Had Blacks not voted in the last Presidential Election, there would not have been a President Barak Obama, first Black President.

Section 4 of the 1964 Voting Rights Act is not without its challenges and another reason why Black voters cannot get comfortable. And, let’s not forget the Republican driven Voter ID Law.

There will always be stumbling blocks to limit the African American vote.
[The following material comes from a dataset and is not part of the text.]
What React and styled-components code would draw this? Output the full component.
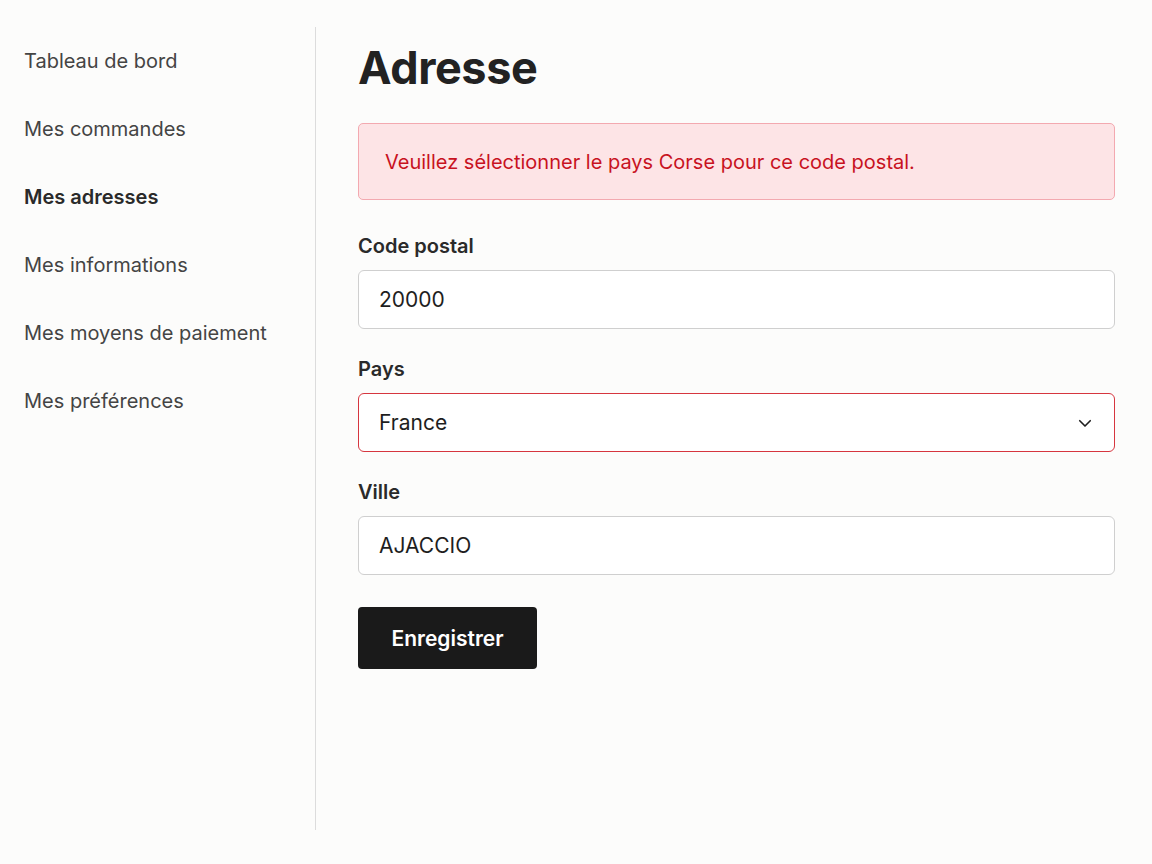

And, if you still don’t have a reason to vote, think about your children who are depending on your vote to keep them safe, to provide equal job opportunities, education and health care. Think about those persons who gave their lives so you can vote. Take a step backwards into history and take a look at Big John Chisolm and Esau Jenkins, two local African Americans who dedicated their lives to “getting out the Black vote”. Charleston County's Voter Registration Headquarters is named after the late "Big John" Chisolm for his work as a member of the Election Commission.

The deadline to vote Absentee is Friday, February 26 and in person voting is Saturday from 7:00 AM to 7:00 PM. Be sure to take your Voter ID or approved form of identification with you.

Every vote counts! Get the word out, VOTE!!